Something similar could happen in Ulan Bator. “We expect things will improve greatly with [stock] market reforms, including the initiatives under way to bring in third-party management,” Holland said. The Mongolian government owns enormous assets, such as the untapped Tavan Tolgoi deposit, which contains an estimated six billion tonnes of coking coal. The State Property Council could eventually sell shares in Tavan Tolgoi in Ulan Bator.

Mongolia also needs cash to develop a modern trading platform. Its new strategic partner could provide that. And if it does not, a private equity house would probably be happy to offer funding, Adam Bornstein, a senior vice-president at Asian buyout fund CDIB Capital, said.
“Private equity investors actively pursue stakes in national stock exchanges for a number of compelling reasons,” he said.

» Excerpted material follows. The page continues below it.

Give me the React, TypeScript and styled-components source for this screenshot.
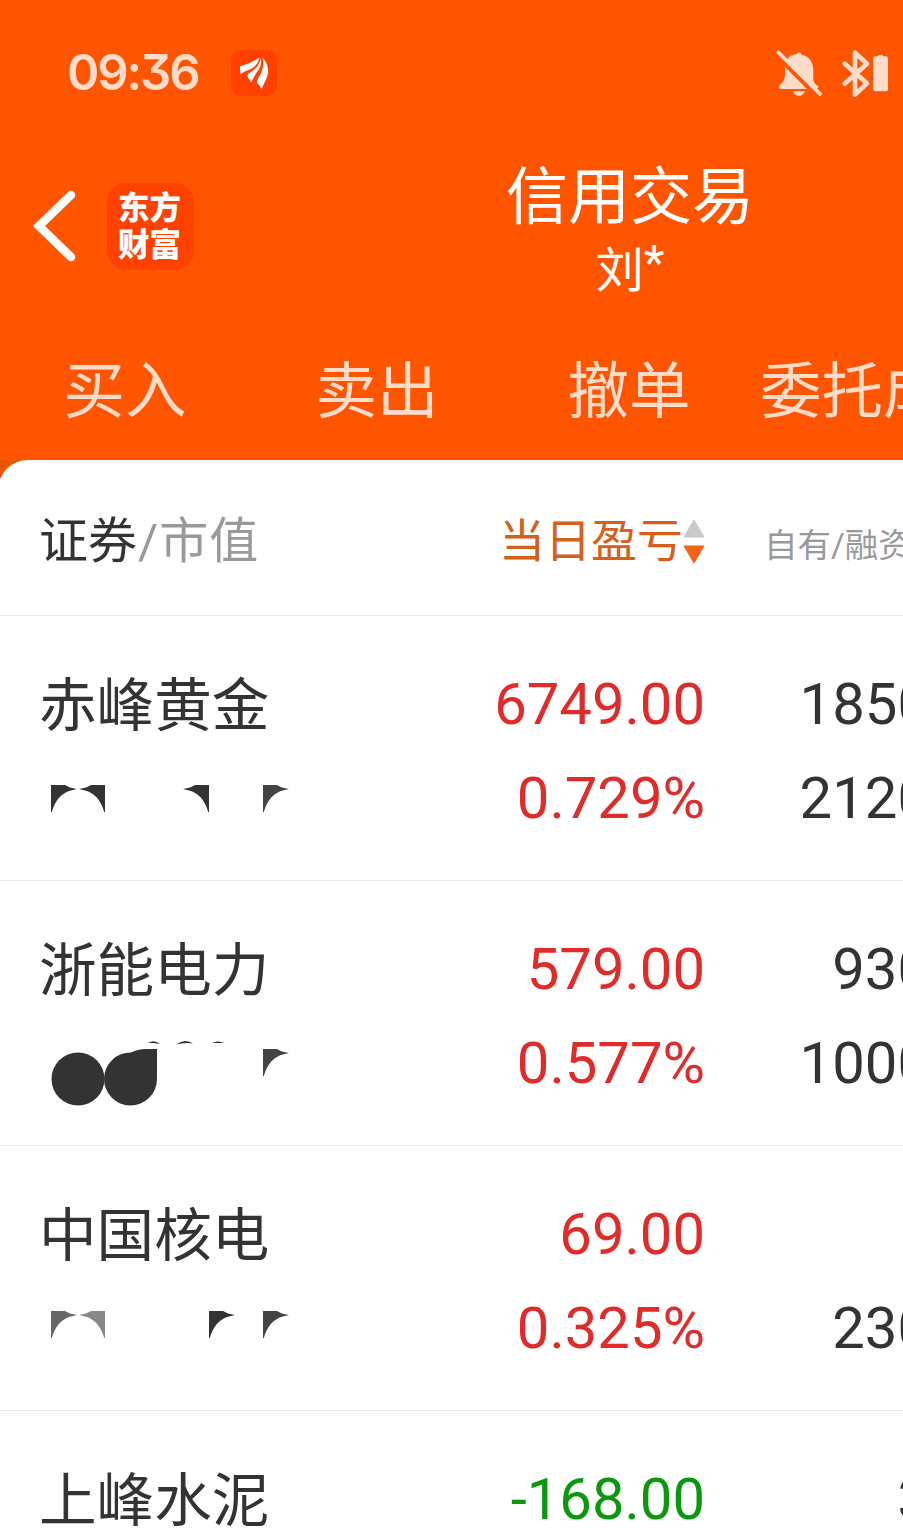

“They are bets on the underlying growth of the economy and have high barriers to entry thanks to their highly regulated nature. When we look at the Mongolia stock exchange, we’re driven by similar motivations.” Masa Igata, the owner of Mongolian bank Frontier Securities, said the country was full of valuable resource companies that were clamouring to fund mining projects via share sales.

“We are dealing with several right now,” he said. He was unsure, though, whether any of them would wait for Mongolia to develop world-class share trading. “It will probably take over two years for the Mongolia Stock Exchange to develop to an international level,” he said. “Until then, I suspect, big private equity investors will buy Mongolian assets and seek to exit by listing shares in an international market.”

Hong Kong may not need to start panicking just yet.